Adaptive Meshing and Detail-reduction of 3d-point Clouds from Laser Scans

3D laser scanners become more and more popular especially for measuring construction sites, in the field of architecture and for preservation of monuments. As these scanners can only record discrete data sets (point clouds), it is necessary to mesh these sets for getting closed 3D models and take advantage of 3D graphics acceleration of modern graphics hardware. The meshing process is a complex issue and in the last years there were lots of algorithms developed to solve this problem. In this work a continuous Level-of-Detail (LOD) algorithm will be presented, from which a simplified 3D surface model can be created, which uses only as much triangles as needed. The grade of simplification is user-defined by an error tolerance similar to the Hausdorff distance.
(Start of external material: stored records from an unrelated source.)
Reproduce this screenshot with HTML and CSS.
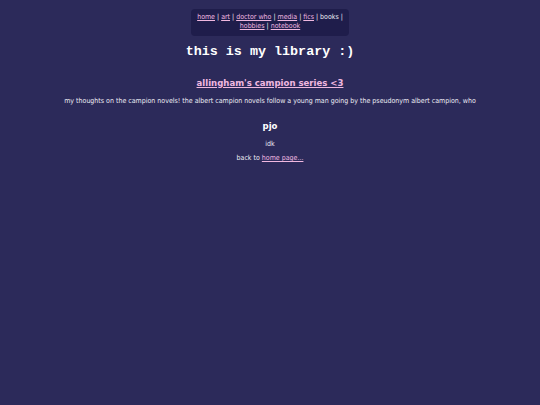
FILE: index.html
```html
<!DOCTYPE html>
<html>
<head>
<meta charset="utf-8">
<link rel="stylesheet" href="styles.css">
</head>
<body>
<nav class="nav">
  <a href="#">home</a> | <a href="#">art</a> | <a href="#">doctor who</a> | <a href="#">media</a> | <a href="#">fics</a> | books |<br>
  <a href="#">hobbies</a> | <a href="#">notebook</a>
</nav>
<h1 class="title">this is my library :)</h1>
<h2 class="series"><a href="#">allingham's campion series &lt;3</a></h2>
<p class="text intro">my thoughts on the campion novels! the albert campion novels follow a young man going by the pseudonym albert campion, who</p>
<h2 class="sub">pjo</h2>
<p class="text idk">idk</p>
<p class="text back">back to <a href="#">home page...</a></p>
</body>
</html>
```
FILE: styles.css
```css
html, body {
  margin: 0;
  padding: 0;
  background: #2c2a5a;
  height: 100%;
}
body {
  font-family: "DejaVu Sans Condensed", "DejaVu Sans", Verdana, sans-serif;
  font-stretch: condensed;
  color: #ececf4;
  text-align: center;
  padding-top: 9px;
  font-size: 7px;
}
a {
  color: #f0b8e0;
}
.nav {
  display: inline-block;
  background: #1f1d4b;
  border-radius: 4px;
  padding: 4px 6px 5px;
  line-height: 9px;
  font-size: 7px;
}
.title {
  font-family: "Liberation Mono", "Courier New", monospace;
  font-stretch: normal;
  font-size: 13.4px;
  font-weight: bold;
  margin: 8px 0 0;
  color: #ffffff;
}
.series {
  font-size: 9.5px;
  font-weight: bold;
  margin: 18px 0 0;
}
.series a { color: #f0b8e0; }
.text {
  margin: 8px 0 0;
}
.intro {
  margin-top: 9px;
}
.idk {
  margin-top: 9px;
}
.back {
  margin-top: 6px;
}
.sub {
  font-size: 9.5px;
  font-weight: bold;
  margin: 15px 0 0;
  color: #ffffff;
}
```
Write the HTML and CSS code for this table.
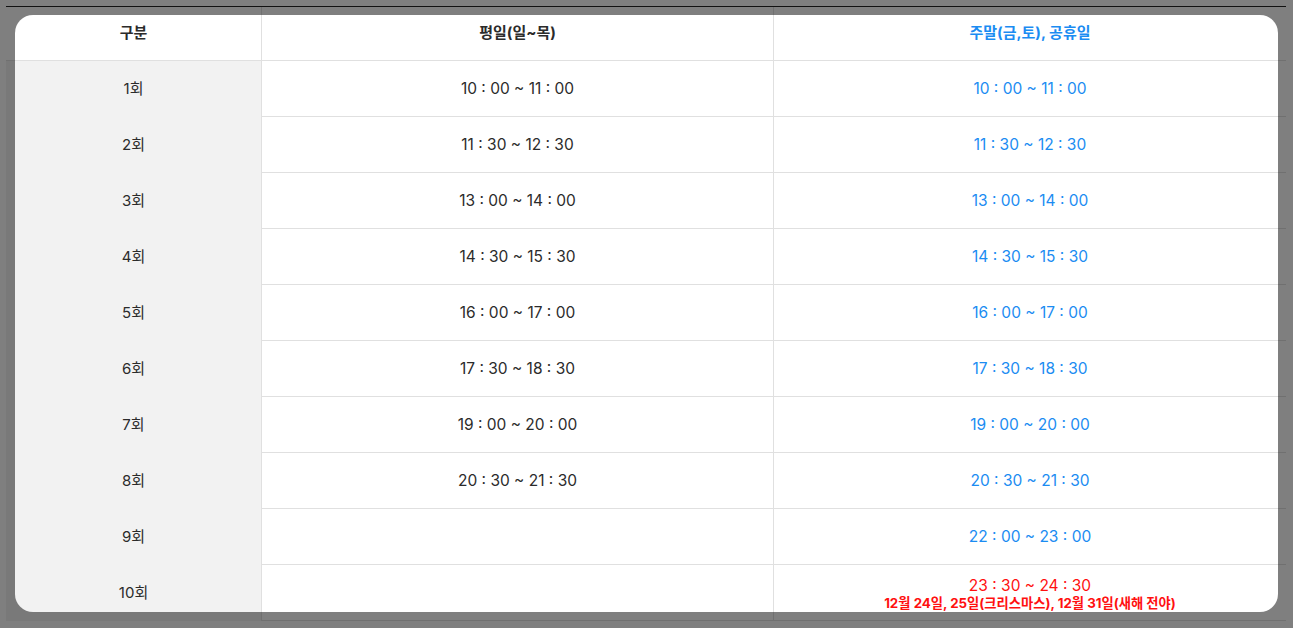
FILE: index.html
```html
<!DOCTYPE html>
<html lang="ko">
<head>
<meta charset="utf-8">
<title>운영 시간</title>
<link rel="stylesheet" href="styles.css">
</head>
<body>
<div class="page">
  <div class="schedule">
    <div class="cell head first">구분</div>
    <div class="cell head">평일(일~목)</div>
    <div class="cell head blue">주말(금,토), 공휴일</div>

    <div class="cell first">1회</div>
    <div class="cell">10 : 00 ~ 11 : 00</div>
    <div class="cell blue">10 : 00 ~ 11 : 00</div>

    <div class="cell first">2회</div>
    <div class="cell">11 : 30 ~ 12 : 30</div>
    <div class="cell blue">11 : 30 ~ 12 : 30</div>

    <div class="cell first">3회</div>
    <div class="cell">13 : 00 ~ 14 : 00</div>
    <div class="cell blue">13 : 00 ~ 14 : 00</div>

    <div class="cell first">4회</div>
    <div class="cell">14 : 30 ~ 15 : 30</div>
    <div class="cell blue">14 : 30 ~ 15 : 30</div>

    <div class="cell first">5회</div>
    <div class="cell">16 : 00 ~ 17 : 00</div>
    <div class="cell blue">16 : 00 ~ 17 : 00</div>

    <div class="cell first">6회</div>
    <div class="cell">17 : 30 ~ 18 : 30</div>
    <div class="cell blue">17 : 30 ~ 18 : 30</div>

    <div class="cell first">7회</div>
    <div class="cell">19 : 00 ~ 20 : 00</div>
    <div class="cell blue">19 : 00 ~ 20 : 00</div>

    <div class="cell first">8회</div>
    <div class="cell">20 : 30 ~ 21 : 30</div>
    <div class="cell blue">20 : 30 ~ 21 : 30</div>

    <div class="cell first">9회</div>
    <div class="cell"></div>
    <div class="cell blue">22 : 00 ~ 23 : 00</div>

    <div class="cell first">10회</div>
    <div class="cell"></div>
    <div class="cell red stack">
      <span class="time">23 : 30 ~ 24 : 30</span>
      <span class="note">12월 24일, 25일(크리스마스), 12월 31일(새해 전야)</span>
    </div>
  </div>
</div>
<div class="spotlight"></div>
</body>
</html>
```

FILE: styles.css
```css
html, body {
  margin: 0;
  padding: 0;
  background: #ffffff;
}

body {
  font-family: "Inter", "Noto Sans CJK KR", sans-serif;
  color: #2b2b2b;
  overflow: hidden;
}

.page {
  padding: 6px;
}

.schedule {
  width: 1280px;
  display: grid;
  grid-template-columns: 256px 512px 512px;
  grid-auto-rows: 56px;
  grid-template-rows: 54px;
  border-top: 1px solid #222222;
}

.cell {
  box-sizing: border-box;
  display: flex;
  align-items: center;
  justify-content: center;
  font-size: 15.5px;
  padding-bottom: 1px;
  border-bottom: 1px solid #e0e0e0;
  border-right: 1px solid #e0e0e0;
}

.cell:nth-child(3n) {
  border-right: none;
}

.head {
  font-size: 15px;
  font-weight: 700;
  background: #ffffff;
  padding-bottom: 4px;
}

.first {
  background: #f2f2f2;
  border-bottom: none;
  font-size: 15px;
  padding-bottom: 3px;
}

.head.first {
  background: #ffffff;
  border-bottom: 1px solid #e0e0e0;
  padding-bottom: 4px;
}

.blue {
  color: #1b8cf2;
}

.red {
  color: #ff1010;
}

.stack {
  flex-direction: column;
  justify-content: flex-start;
  padding-top: 11px;
  padding-bottom: 0;
}

.time {
  font-size: 15.5px;
  line-height: 19px;
}

.note {
  font-size: 13.3px;
  font-weight: 700;
  line-height: 16px;
}

.spotlight {
  position: absolute;
  left: 15px;
  top: 15px;
  width: 1263px;
  height: 597px;
  border-radius: 18px;
  box-shadow: 0 0 0 3000px rgba(0, 0, 0, 0.5);
  pointer-events: none;
}
```
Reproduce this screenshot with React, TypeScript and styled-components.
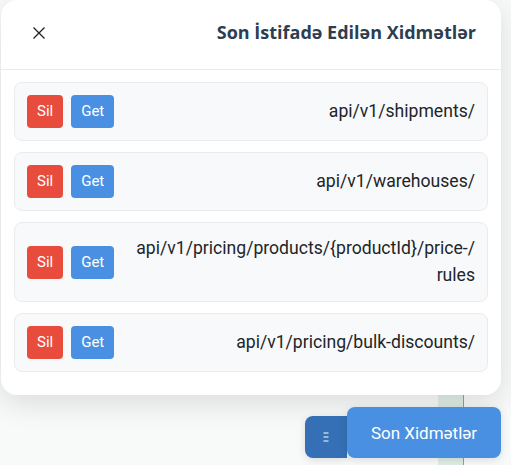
import React from "react";
import styled, { createGlobalStyle } from "styled-components";

const Global = createGlobalStyle`
  html, body { margin: 0; padding: 0; }
  body {
    font-family: Roboto, "Open Sans", Arial, sans-serif;
    background-color: #f8faf9;
    background-image: linear-gradient(to right, transparent 438px, #dfede5 438px, #dfede5 463px, #63bb8c 463px, #63bb8c 464px, transparent 464px);
    width: 511px;
    height: 465px;
    overflow: hidden;
  }
`;

const Page = styled.div`
  display: flex;
  flex-direction: column;
  width: 511px;
  height: 465px;
`;

const Panel = styled.section`
  width: 500px;
  margin-left: 1px;
  background: #ffffff;
  border-radius: 16px;
  box-shadow: 0 8px 30px rgba(0, 0, 0, 0.12);
  display: flex;
  flex-direction: column;
`;

const Header = styled.header`
  height: 69px;
  border-bottom: 1px solid #e9ecef;
  display: flex;
  align-items: center;
  justify-content: space-between;
  padding: 0 25px 0 26px;
`;

const CloseButton = styled.button`
  border: none;
  background: none;
  padding: 6px;
  margin-top: -4px;
  display: flex;
  cursor: pointer;
`;

const Title = styled.h2`
  margin: 0 0 6px;
  font-family: "Open Sans", Arial, sans-serif;
  font-size: 18px;
  font-weight: 700;
  color: #2c3e50;
`;

const List = styled.div`
  display: flex;
  flex-direction: column;
  padding: 12px 13px;
`;

const Card = styled.div`
  display: flex;
  align-items: center;
  gap: 12px;
  padding: 12px;
  margin-bottom: 11px;
  background: #f8f9fa;
  border: 1px solid #e9ecef;
  border-radius: 8px;
`;

const Actions = styled.div`
  display: flex;
  gap: 8px;
  flex-shrink: 0;
`;

const ActionButton = styled.button<{ $variant: "danger" | "primary" }>`
  border: none;
  border-radius: 4px;
  padding: 8px 10px;
  font-family: Roboto, Arial, sans-serif;
  font-size: 15px;
  line-height: 17px;
  color: #ffffff;
  background: ${(p) => (p.$variant === "danger" ? "#e74c3c" : "#4a90e2")};
  cursor: pointer;
`;

const Path = styled.div`
  flex: 1;
  text-align: right;
  font-family: Roboto, Arial, sans-serif;
  font-size: 17.6px;
  line-height: 27px;
  color: #212529;
  overflow-wrap: anywhere;
`;

const FloatBar = styled.div`
  display: flex;
  justify-content: flex-end;
  align-items: flex-end;
  margin-top: 12px;
  padding-right: 10px;
`;

const MenuTab = styled.button`
  width: 42px;
  height: 42px;
  border: none;
  border-radius: 8px 0 0 8px;
  background: #3570b6;
  display: flex;
  align-items: center;
  justify-content: center;
  box-shadow: 0 2px 8px rgba(0, 0, 0, 0.12);
  padding: 0;
`;

const MainButton = styled.button`
  height: 51px;
  padding: 0 24px;
  border: none;
  border-radius: 8px;
  background: #4a90e2;
  color: #ffffff;
  font-family: Roboto, Arial, sans-serif;
  font-size: 17px;
  box-shadow: 0 2px 8px rgba(0, 0, 0, 0.12);
`;

const items: { path: React.ReactNode }[] = [
  { path: "api/v1/shipments/" },
  { path: "api/v1/warehouses/" },
  {
    path: (
      <>
        api/v1/pricing/products/{"{productId}"}/price-/<wbr />rules
      </>
    ),
  },
  { path: "api/v1/pricing/bulk-discounts/" },
];

export default function App() {
  return (
    <>
      <Global />
      <Page>
        <Panel>
          <Header>
            <CloseButton aria-label="close">
              <svg width="12" height="12" viewBox="0 0 12 12">
                <path d="M0.5 0.5 L11.5 11.5 M11.5 0.5 L0.5 11.5" stroke="#222" strokeWidth="1.3" />
              </svg>
            </CloseButton>
            <Title>Son İstifadə Edilən Xidmətlər</Title>
          </Header>
          <List>
            {items.map((it, i) => (
              <Card key={i}>
                <Actions>
                  <ActionButton $variant="danger">Sil</ActionButton>
                  <ActionButton $variant="primary">Get</ActionButton>
                </Actions>
                <Path>{it.path}</Path>
              </Card>
            ))}
          </List>
        </Panel>
        <FloatBar>
          <MenuTab aria-label="menu">
            <svg width="6" height="10" viewBox="0 0 6 10">
              <path d="M0.5 1 H5.5 M0.5 5 H5.5 M0.5 9 H5.5" stroke="#fff" strokeWidth="1.2" />
            </svg>
          </MenuTab>
          <MainButton>Son Xidmətlər</MainButton>
        </FloatBar>
      </Page>
    </>
  );
}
This algorithm is not a dynamic (view-dependent) LOD mesh simplification, but a non-redundant approximation of point clouds. It is a simple and extendable meshing algorithm, which is made up of a mixture of some techniques adapted from popular terrain LOD algorithms. The algorithm has been implemented in an OpenGL based editing tool for 3D point clouds called PointMesh, which will be explained in detail. We present examples from an excavation site (church rest of Lorsch Abbey, Germany), the inner part of the Heidelberg Tun (German: Großes Fass, an extremely large wine vat) and the Old Bridge gate, Heidelberg. For different cut-outs a performance comparison of the regular mesh to various adaptive 4-8-meshes with different error tolerances is given in terms of frame rates.